Throughout 2011, the HMI remained well below the 50-point threshold suggesting business conditions favorable to positive sales growth. However, the HMI began to trend upward starting in October. The year ended with a score of 21, a much more optimistic finish to the year than 2010. Then in January 2012, builder confidence increased for a fourth consecutive month, rising four points to 25, the highest the index has achieved since June 2007.

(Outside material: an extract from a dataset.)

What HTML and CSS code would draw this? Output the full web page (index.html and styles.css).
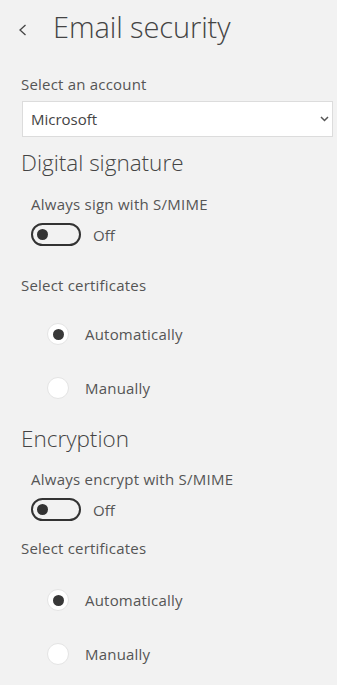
FILE: index.html
```html
<!DOCTYPE html>
<html lang="en">
<head>
<meta charset="utf-8">
<title>Email security</title>
<link rel="stylesheet" href="styles.css">
</head>
<body>
<div class="page">
  <header class="header">
    <svg class="back" width="10" height="14" viewBox="0 0 10 14" aria-hidden="true"><path d="M7.5 2 L2 7 L7.5 12" fill="none" stroke="#444" stroke-width="1.3"/></svg>
    <h1 class="title">Email security</h1>
  </header>

  <div class="label label-account">Select an account</div>
  <div class="select">
    <span class="select-text">Microsoft</span>
    <svg class="select-chev" width="9" height="6" viewBox="0 0 9 6" aria-hidden="true"><path d="M1 1 L4.5 4.5 L8 1" fill="none" stroke="#555" stroke-width="1.5"/></svg>
  </div>

  <h2 class="section section-sign">Digital signature</h2>
  <div class="sublabel sublabel-sign">Always sign with S/MIME</div>
  <div class="toggle-row toggle-sign">
    <span class="toggle"><span class="knob"></span></span>
    <span class="toggle-text">Off</span>
  </div>
  <div class="label label-cert">Select certificates</div>
  <div class="radio-row radio-first">
    <span class="radio checked"><span class="dot"></span></span>
    <span class="radio-text">Automatically</span>
  </div>
  <div class="radio-row radio-second">
    <span class="radio"></span>
    <span class="radio-text">Manually</span>
  </div>

  <h2 class="section section-enc">Encryption</h2>
  <div class="sublabel sublabel-enc">Always encrypt with S/MIME</div>
  <div class="toggle-row toggle-enc">
    <span class="toggle"><span class="knob"></span></span>
    <span class="toggle-text">Off</span>
  </div>
  <div class="label label-cert2">Select certificates</div>
  <div class="radio-row radio-first2">
    <span class="radio checked"><span class="dot"></span></span>
    <span class="radio-text">Automatically</span>
  </div>
  <div class="radio-row radio-second">
    <span class="radio"></span>
    <span class="radio-text">Manually</span>
  </div>
</div>
</body>
</html>
```

FILE: styles.css
```css
html, body {
  margin: 0;
  padding: 0;
  background: #f2f2f2;
}
body {
  font-family: "Open Sans", "Noto Sans", "Liberation Sans", sans-serif;
  color: #555;
  width: 337px;
  height: 685px;
  overflow: hidden;
}
.page {
  display: flex;
  flex-direction: column;
  align-items: flex-start;
}
.header {
  display: flex;
  align-items: center;
  margin-top: 7px;
  height: 40px;
  padding-left: 18px;
}
.back {
  display: block;
  margin-right: 25px;
  margin-top: 5px;
}
.title {
  margin: 0;
  font-size: 29px;
  font-weight: 300;
  line-height: 40px;
  color: #444;
  letter-spacing: -0.1px;
}
.label {
  font-size: 15px;
  line-height: 20px;
  margin-left: 21px;
  letter-spacing: 0.2px;
}
.label-account { margin-top: 27px; }
.select {
  margin-top: 7px;
  margin-left: 22px;
  width: 311px;
  height: 36px;
  box-sizing: border-box;
  background: #fff;
  border: 1px solid #dcdcdc;
  display: flex;
  align-items: center;
  justify-content: space-between;
  padding: 0 3px 0 8px;
}
.select-text {
  font-size: 15px;
  color: #444;
}
.select-chev { display: block; }
.section {
  margin: 0;
  font-size: 22.5px;
  font-weight: 300;
  line-height: 30px;
  margin-left: 21px;
  color: #444;
}
.section-sign { margin-top: 11px; }
.section-enc { margin-top: 25px; }
.sublabel {
  font-size: 15px;
  line-height: 20px;
  margin-left: 31px;
  letter-spacing: 0.25px;
}
.sublabel-sign { margin-top: 16px; }
.sublabel-enc { margin-top: 15px; }
.toggle-row {
  display: flex;
  align-items: center;
  margin-left: 31px;
  height: 23px;
}
.toggle-sign { margin-top: 9px; }
.toggle-enc { margin-top: 9px; }
.toggle {
  width: 50px;
  height: 23px;
  box-sizing: border-box;
  border: 2px solid #333;
  border-radius: 12px;
  display: flex;
  align-items: center;
  padding-left: 4px;
}
.knob {
  width: 11px;
  height: 11px;
  border-radius: 50%;
  background: #333;
}
.toggle-text {
  margin-left: 12px;
  font-size: 15px;
}
.label-cert { margin-top: 29px; }
.label-cert2 { margin-top: 17px; }
.radio-row {
  display: flex;
  align-items: center;
  margin-left: 47px;
  height: 22px;
}
.radio-first { margin-top: 28px; }
.radio-first2 { margin-top: 31px; }
.radio-second { margin-top: 32px; }
.radio {
  width: 22px;
  height: 22px;
  box-sizing: border-box;
  border-radius: 50%;
  background: #fff;
  border: 1px solid #e4e4e4;
  display: flex;
  align-items: center;
  justify-content: center;
}
.dot {
  width: 11px;
  height: 11px;
  border-radius: 50%;
  background: #383838;
}
.radio-text {
  margin-left: 16px;
  font-size: 15px;
  letter-spacing: 0.2px;
}
```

“Builders are seeing greater interest among potential buyers as employment and consumer confidence slowly improve in a growing number of markets, and this has helped to move the confidence gauge up from near-historic lows in the first half of 2011,” said NAHB Chief Economist David Crowe. “That said, caution remains the word of the day as many builders continue to voice concerns about potential clients being unable to qualify for an affordable mortgage, appraisals coming through below construction cost, and the continuing flow of foreclosed properties hitting the market.”
NEMA Electroindustry Business Confidence Index
Another forward-looking index is the National Electrical Manufacturer Association (NEMA) Electroindustry Business Confidence Index (EBCI) for current North American conditions. This economic indicator gauges business confidence of the electrical industry in Asia, Europe, North America and Latin America, and is based on the results of a monthly survey of senior managers at NEMA member companies, which represent more than 80% of the electrical industry.
The EBCI for current North American conditions slipped to 52 in December 2011 from 56 in November, but nonetheless cleared the 50-point market above which more panelists than not saw an improved business environment.
Confidence in future conditions, meanwhile, climbed 10 points to a seven-month high of 70, its highest level since May 2011, affirming that expectations for the business environment six months from now remain positive.